Broadcast Elimination Benefits Quantified

Metric Traditional Ethernet VXLAN + BGP EVPN Improvement
ARP Traffic Broadcast to all VLAN ports No ARP broadcasts needed ~95% reduction
CPU Processing Every device processes broadcasts Only control plane processing ~90% reduction
Convergence Time ARP timeout dependent Immediate via BGP updates Sub-second
Scale Limit Broadcast domain size limited Thousands of endpoints 100x+ improvement

CPU Processing Efficiency: Traditional networks require every device to examine and process broadcast traffic, even when irrelevant to local endpoints. BGP EVPN moves this processing to the control plane, where route filtering ensures only relevant information reaches each VTEP's forwarding tables.

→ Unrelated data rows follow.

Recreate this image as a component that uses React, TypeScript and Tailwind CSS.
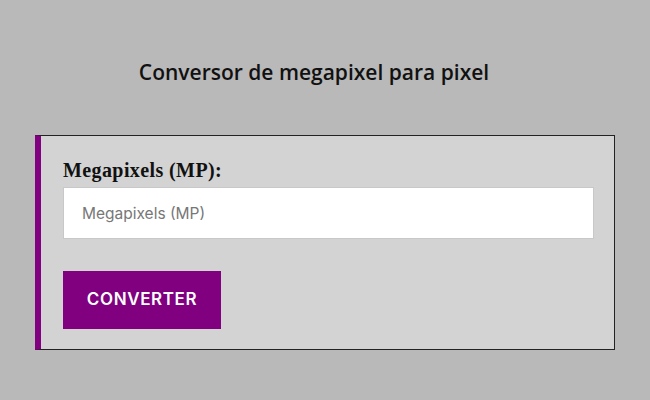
export default function App() {
  return (
    <div className="w-[650px] h-[400px] bg-[#b9b9b9] overflow-hidden">
      <div className="pt-[57px] pr-[22px] flex justify-center">
        <h1 className="text-[21px] leading-[30px] text-[#111] font-semibold font-['Open_Sans',Arial,sans-serif]">
          Conversor de megapixel para pixel
        </h1>
      </div>
      <div className="mt-[48px] mx-[35px] w-[580px] h-[215px] bg-[#d3d3d3] border border-[#222] border-l-[6px] border-l-[#800080] pl-[22px] pr-[20px] pt-[20px] flex flex-col items-start">
        <label className="block text-[20px] leading-[28px] font-bold tracking-[0.4px] text-[#111] font-['Liberation_Serif','Times_New_Roman',serif]">
          Megapixels (MP):
        </label>
        <input
          type="text"
          placeholder="Megapixels (MP)"
          className="block w-full h-[52px] mt-[3px] bg-white border border-[#c8c8c8] px-[18px] text-[15.5px] placeholder:text-[#777] outline-none font-['Inter','Liberation_Sans',sans-serif]"
        />
        <button className="mt-[32px] h-[58px] w-[158px] bg-[#800080] text-white text-[17px] font-semibold tracking-[0.6px] font-['Inter','Liberation_Sans',sans-serif]">
          CONVERTER
        </button>
      </div>
    </div>
  );
}
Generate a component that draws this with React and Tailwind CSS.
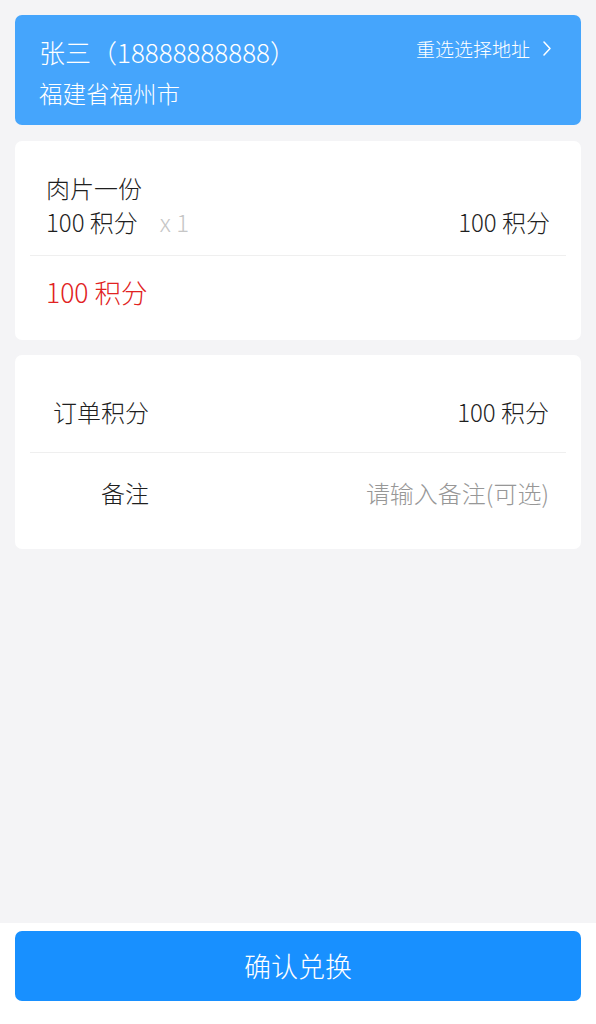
export default function App() {
  return (
    <div className="min-h-screen flex flex-col bg-[#f4f4f6] font-['Noto_Sans_CJK_SC','Noto_Sans',sans-serif] font-light text-[#1f1f1f]">
      <main className="flex-1 px-[15px] pt-[15px] flex flex-col gap-4">
        {/* Address card */}
        <div className="rounded-[7px] bg-[#45a5fc] text-white pl-[24px] pr-[30px] pt-[18px] pb-[14px]">
          <div className="flex items-center justify-between">
            <div className="text-[26px] leading-[37px]">张三（18888888888）</div>
            <div className="flex items-center gap-[13px] text-[19px] leading-[28px] -mt-[6px]">
              <span>重选选择地址</span>
              <svg width="8" height="15" viewBox="0 0 8 15" fill="none">
                <polyline points="1,1 7,7.5 1,14" stroke="white" strokeWidth="1.5" strokeLinejoin="round" strokeLinecap="round" />
              </svg>
            </div>
          </div>
          <div className="mt-[5px] text-[23.5px] leading-[36px]">福建省福州市</div>
        </div>

        {/* Product card */}
        <div className="rounded-[7px] bg-white px-[15px]">
          <div className="px-4 pt-[30px] pb-[16px]">
            <div className="text-[24px] leading-[34px]">肉片一份</div>
            <div className="flex items-center justify-between text-[24px] leading-[34px]">
              <div className="flex items-center">
                <span>100 积分</span>
                <span className="ml-[22px] text-[#c6c6c6]">x 1</span>
              </div>
              <span>100 积分</span>
            </div>
          </div>
          <div className="h-px bg-[#efefef]" />
          <div className="px-4 pt-[19px] pb-[31px]">
            <div className="text-[26.5px] leading-[34px] text-[#e12222]">100 积分</div>
          </div>
        </div>

        {/* Order card */}
        <div className="rounded-[7px] bg-white px-[15px] py-4 -mt-px">
          <div className="flex items-center justify-between py-[23.5px] pl-[21px] pr-[17px] text-[24px] leading-[34px]">
            <span className="w-[98px] text-right">订单积分</span>
            <span>100 积分</span>
          </div>
          <div className="h-px bg-[#efefef]" />
          <div className="flex items-center justify-between py-[23px] pl-[21px] pr-[17px] text-[24px] leading-[34px]">
            <span className="w-[98px] text-right">备注</span>
            <span className="text-[#979797]">请输入备注(可选)</span>
          </div>
        </div>
      </main>

      <footer className="bg-white px-[15px] pt-2 pb-[23px]">
        <button className="w-full h-[70px] rounded-[7px] bg-[#1890ff] text-white text-[27px] font-light flex items-center justify-center">
          确认兑换
        </button>
      </footer>
    </div>
  );
}
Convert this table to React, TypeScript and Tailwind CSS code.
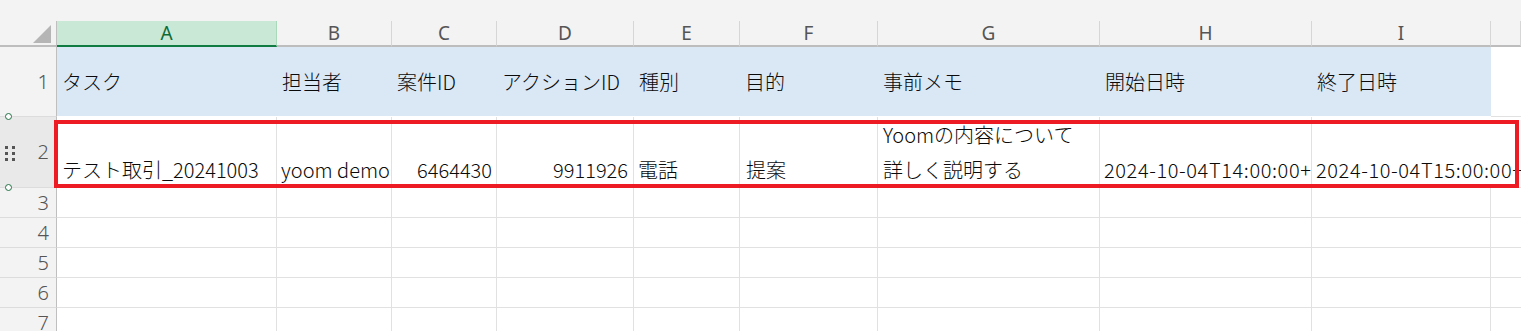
import React from "react";

const letters = ["A", "B", "C", "D", "E", "F", "G", "H", "I", ""];
const heads = ["タスク", "担当者", "案件ID", "アクションID", "種別", "目的", "事前メモ", "開始日時", "終了日時"];

function RowNum({ n, active }: { n: number; active?: boolean }) {
  return (
    <div
      className={
        "relative flex items-center justify-end pr-[7px] border-r border-r-[#bfbfbf] border-b border-b-[#dcdcdc] text-[20px] text-[#555] " +
        (active ? "bg-[#e9e9e9]" : "bg-[#f3f3f3]")
      }
      style={{ fontFamily: '"Noto Sans", sans-serif' }}
    >
      {n}
    </div>
  );
}

function Empty({ last }: { last?: boolean }) {
  return <div className={"border-b border-b-[#e1e1e1] " + (last ? "" : "border-r border-r-[#e1e1e1]")} />;
}

export default function App() {
  const font = { fontFamily: '"Noto Sans CJK JP", "Noto Sans", sans-serif' };
  return (
    <div className="relative w-[1521px] h-[331px] overflow-hidden bg-white text-[#0a0a0a] font-light" style={font}>
      <div className="h-[21px] bg-[#f3f3f3]" />
      <div className="grid grid-cols-[57px_220px_115px_105px_137px_106px_138px_222px_212px_179px_30px] grid-rows-[26px_70px_71px_30px_30px_30px_30px_30px]">
        {/* column header row */}
        <div className="relative bg-[#f3f3f3] border-r border-r-[#bfbfbf] border-b-2 border-b-[#bdbdbd]">
          <svg className="absolute left-[33px] top-[4px]" width="18" height="18" viewBox="0 0 18 18">
            <polygon points="18,0 18,18 0,18" fill="#b5b5b5" />
          </svg>
        </div>
        {letters.map((l, i) =>
          i === 0 ? (
            <div
              key={i}
              className="flex items-center justify-center bg-[#c9e8d5] border-b-2 border-b-[#107c41] border-r border-r-[#a9d8bb] text-[19px] font-normal text-[#0e6b38]"
              style={{ fontFamily: '"Noto Sans", sans-serif' }}
            >
              {l}
            </div>
          ) : (
            <div
              key={i}
              className="flex items-center justify-center bg-[#f3f3f3] border-b-2 border-b-[#bdbdbd] border-r border-r-[#d6d6d6] text-[19px] font-normal text-[#555]"
              style={{ fontFamily: '"Noto Sans", sans-serif' }}
            >
              {l}
            </div>
          )
        )}

        {/* row 1 */}
        <RowNum n={1} />
        {heads.map((h, i) => (
          <div key={i} className="flex items-center pl-[5px] bg-[#dae8f6] border-b border-b-white text-[20px] whitespace-nowrap overflow-hidden">
            {h}
          </div>
        ))}
        <div className="border-b border-b-[#e1e1e1]" />

        {/* row 2 */}
        <RowNum n={2} active />
        <div className="flex items-end pl-[5px] border-r border-r-[#e1e1e1] border-b border-b-[#e1e1e1] text-[20px] leading-[35px] whitespace-nowrap overflow-hidden">
          テスト取引_20241003
        </div>
        <div className="flex items-end pl-[4px] border-r border-r-[#e1e1e1] border-b border-b-[#e1e1e1] text-[20px] leading-[35px] whitespace-nowrap overflow-hidden">
          yoom demo
        </div>
        <div className="flex items-end justify-end pr-[4px] border-r border-r-[#e1e1e1] border-b border-b-[#e1e1e1] text-[20px] leading-[35px] whitespace-nowrap overflow-hidden">
          6464430
        </div>
        <div className="flex items-end justify-end pr-[5px] border-r border-r-[#e1e1e1] border-b border-b-[#e1e1e1] text-[20px] leading-[35px] whitespace-nowrap overflow-hidden">
          9911926
        </div>
        <div className="flex items-end pl-[4px] border-r border-r-[#e1e1e1] border-b border-b-[#e1e1e1] text-[20px] leading-[35px] whitespace-nowrap overflow-hidden">
          電話
        </div>
        <div className="flex items-end pl-[6px] border-r border-r-[#e1e1e1] border-b border-b-[#e1e1e1] text-[20px] leading-[35px] whitespace-nowrap overflow-hidden">
          提案
        </div>
        <div className="flex flex-col justify-end pl-[5px] border-r border-r-[#e1e1e1] border-b border-b-[#e1e1e1] text-[20px] leading-[35px] whitespace-nowrap overflow-hidden">
          <span>Yoomの内容について</span>
          <span>詳しく説明する</span>
        </div>
        <div className="flex items-end pl-[4px] border-r border-r-[#e1e1e1] border-b border-b-[#e1e1e1] text-[20px] leading-[35px] tracking-[0.6px] whitespace-nowrap overflow-hidden">
          2024-10-04T14:00:00+09:00
        </div>
        <div className="flex items-end pl-[4px] border-b border-b-[#e1e1e1] text-[20px] leading-[35px] tracking-[0.6px] whitespace-nowrap">
          2024-10-04T15:00:00+09:00
        </div>
        <div className="border-b border-b-[#e1e1e1]" />

        {/* rows 3-7 */}
        {[3, 4, 5, 6, 7].map((n) => (
          <React.Fragment key={n}>
            <RowNum n={n} />
            {Array.from({ length: 9 }).map((_, i) => (
              <Empty key={i} />
            ))}
            <Empty last />
          </React.Fragment>
        ))}
      </div>

      {/* drag handle on row 2 header */}
      <div className="absolute left-[5px] top-[146px] grid grid-cols-2 gap-x-[4px] gap-y-[3px]">
        {Array.from({ length: 6 }).map((_, i) => (
          <div key={i} className="w-[3px] h-[3px] bg-[#555]" />
        ))}
      </div>

      {/* selection handles */}
      <div className="absolute left-[5px] top-[113px] w-[7px] h-[7px] rounded-full border-[1.5px] border-[#217346] bg-white" />
      <div className="absolute left-[5px] top-[184px] w-[7px] h-[7px] rounded-full border-[1.5px] border-[#217346] bg-white" />

      {/* red highlight box */}
      <div className="absolute left-[54px] top-[120px] w-[1465px] h-[68px] border-4 border-[#ed1c24]" />
    </div>
  );
}
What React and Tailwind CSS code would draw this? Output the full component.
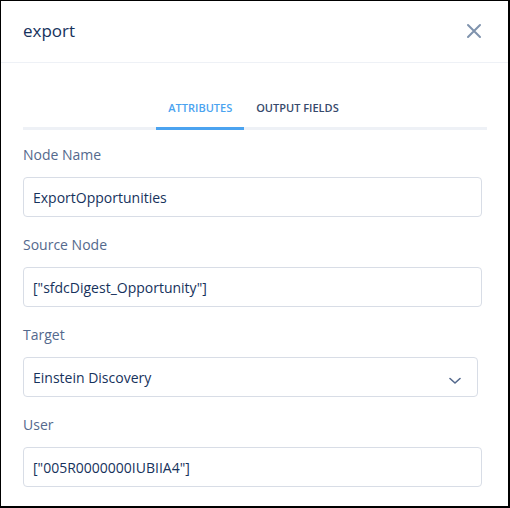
import React from "react";

const font = { fontFamily: '"Open Sans", "Noto Sans", sans-serif' };

function Field({ label, value, select }) {
  return (
    <div className="flex flex-col">
      <label className="text-[14px] leading-[20px] text-[#54698d] mb-[12px]">{label}</label>
      <div
        className={`h-[40px] rounded-[4px] border border-[#d8dde6] bg-white flex items-center px-[9px] text-[14px] text-[#16325c] ${
          select ? "w-[455px] justify-between" : "w-[459px]"
        }`}
      >
        <span>{value}</span>
        {select && (
          <svg width="12" height="8" viewBox="0 0 12 8" className="mr-[7px] mt-[8px]">
            <path d="M1 1.5 L6 6 L11 1.5" fill="none" stroke="#54698d" strokeWidth="1.6" strokeLinecap="round" strokeLinejoin="round" />
          </svg>
        )}
      </div>
    </div>
  );
}

export default function App() {
  return (
    <div
      className="w-[510px] h-[508px] bg-white border-t border-l border-r-2 border-b-2 border-black overflow-hidden flex flex-col"
      style={font}
    >
      {/* Header */}
      <div className="h-[62px] shrink-0 border-b border-[#eef1f6] flex items-center justify-between pl-[22px] pr-[25px]">
        <h2 className="text-[17px] text-[#16325c] -mt-[1px]">export</h2>
        <button className="w-[18px] h-[18px] flex items-center justify-center -mt-[2px]">
          <svg width="16" height="16" viewBox="0 0 16 16">
            <path d="M2 2 L14 14 M14 2 L2 14" stroke="#7f93ad" strokeWidth="2" strokeLinecap="round" />
          </svg>
        </button>
      </div>

      {/* Body */}
      <div className="px-[22px] flex flex-col">
        {/* Tabs */}
        <div className="mt-[35px] flex justify-center border-b-[3px] border-[#eef1f6] w-[464px]">
          <div className="flex -ml-[3px]">
            <div className="px-[12px] pb-[9px] -mb-[3px] border-b-[3px] border-[#4ba3f0] text-[11px] font-semibold text-[#4ba3f0] leading-[20px]">
              ATTRIBUTES
            </div>
            <div className="px-[12px] pb-[9px] text-[11px] font-semibold text-[#36496b] leading-[20px]">
              OUTPUT FIELDS
            </div>
          </div>
        </div>

        <div className="flex flex-col gap-[18px] mt-[15px]">
          <Field label="Node Name" value="ExportOpportunities" />
          <Field label="Source Node" value={'["sfdcDigest_Opportunity"]'} />
          <Field label="Target" value="Einstein Discovery" select />
          <Field label="User" value={'["005R0000000IUBIIA4"]'} />
        </div>
      </div>
    </div>
  );
}
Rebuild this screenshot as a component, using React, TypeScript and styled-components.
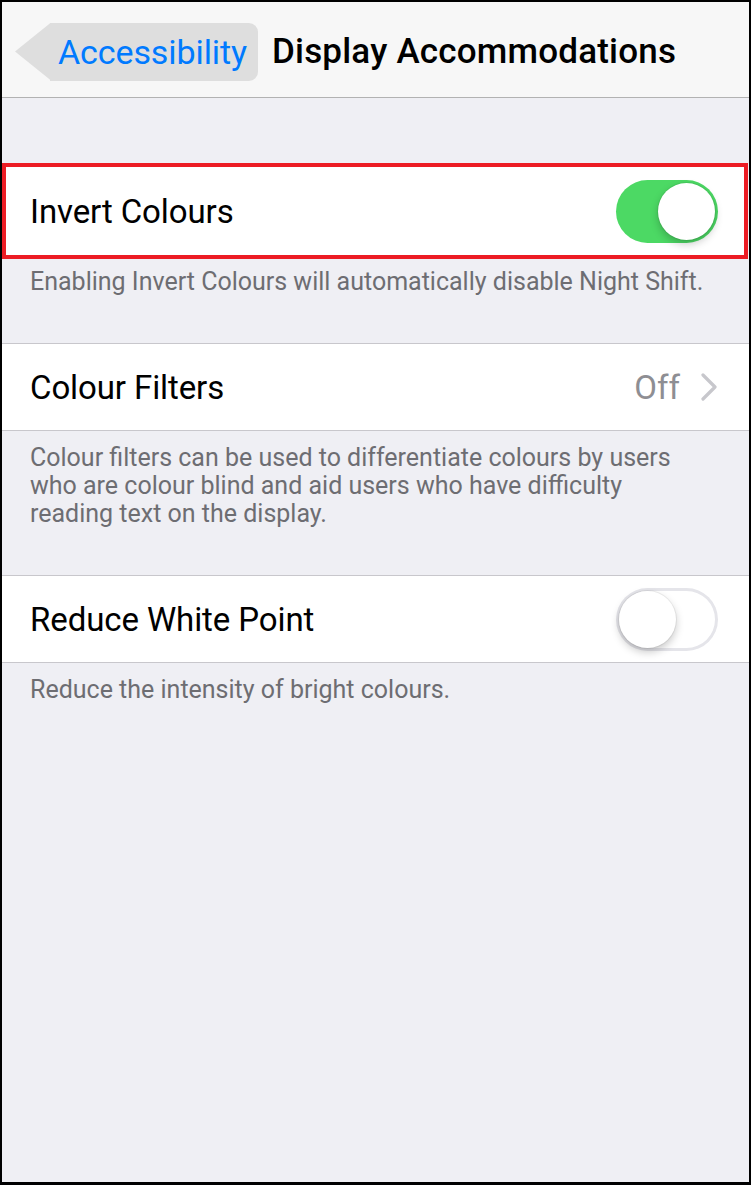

Predictable Performance Characteristics: Unlike traditional Ethernet where broadcast storms can cause unpredictable performance degradation, VXLAN with BGP EVPN provides consistent forwarding behavior that scales predictably with network size.

MAC Advertisement through Control Plane

BGP EVPN's MAC advertisement mechanism represents a fundamental shift from data plane learning to control plane distribution. This change provides numerous operational advantages while maintaining the Layer 2 semantics that applications expect.

EVPN Route Type 2 Functionality: MAC advertisements in BGP EVPN utilize Route Type 2, which can carry both MAC addresses and their associated IP addresses. This dual advertisement enables both Layer 2 forwarding and ARP suppression, further reducing broadcast traffic.

Event-Driven Updates: Unlike traditional aging-based MAC learning that requires periodic refresh, BGP EVPN provides event-driven updates. When endpoints connect, disconnect, or move, BGP immediately propagates these changes, ensuring routing tables remain current without periodic broadcast overhead.

MAC Learning Evolution Comparison

Traditional Ethernet MAC Learning:
1. Frame arrives with unknown source MAC
2. Switch learns MAC on receiving port
3. Entry ages out after timeout period
4. Re-learning requires new traffic from endpoint

BGP EVPN MAC Advertisement:
1. Endpoint connects to VTEP
2. VTEP immediately advertises MAC via BGP
3. All relevant VTEPs receive advertisement
4. Endpoint movement triggers immediate withdrawal/advertisement

Multi-Homing and Redundancy: BGP EVPN's control plane approach enables sophisticated multi-homing scenarios where endpoints can connect through multiple VTEPs simultaneously. The control plane coordinates these connections, providing both redundancy and load balancing capabilities that are difficult to achieve with traditional Ethernet learning.

Operational Advantages Comparison

The operational advantages of VXLAN with BGP EVPN extend beyond simple performance improvements to encompass fundamental changes in network behavior, troubleshooting capabilities, and operational procedures.

Troubleshooting and Visibility:

Deterministic Forwarding: BGP EVPN provides deterministic forwarding decisions based on control plane information rather than dynamic data plane learning. This eliminates many common troubleshooting scenarios where forwarding behavior depends on traffic patterns or timing.

Centralized Route Information: Network operators can query BGP route tables to understand endpoint locations and forwarding decisions, providing superior visibility compared to distributed MAC address tables that must be queried individually on each switch.

Operational Simplicity:

No Spanning Tree Dependencies: VXLAN networks eliminate spanning tree protocol dependencies, removing a significant source of operational complexity and convergence delays. All physical links remain active, providing better resource utilization and simplified troubleshooting.

Consistent Network Behavior: BGP EVPN networks exhibit consistent forwarding behavior regardless of traffic patterns, endpoint locations, or network size. This predictability simplifies capacity planning and performance optimization.

Summary: Traditional vs VXLAN+BGP EVPN

Operational Aspect Traditional Ethernet VXLAN + BGP EVPN
Learning Method Reactive flood-and-learn Proactive control plane
Broadcast Behavior Frequent ARP broadcasts Minimal broadcasts needed
Scalability Limited by broadcast domains Scales to thousands of endpoints
Convergence STP dependent, slow BGP convergence, fast
Multi-Pathing Blocked by spanning tree Full ECMP utilization
Troubleshooting Distributed state, complex Centralized control plane view

The transformation from traditional Ethernet's flood-and-learn approach to VXLAN's BGP EVPN control plane represents more than an incremental improvement—it constitutes a fundamental architecture evolution that addresses the core scalability and efficiency limitations of legacy Ethernet. By eliminating broadcast dependencies and providing proactive endpoint learning, VXLAN with BGP EVPN enables the large-scale, multi-tenant networks that modern datacenters require while maintaining the Layer 2 semantics that applications expect.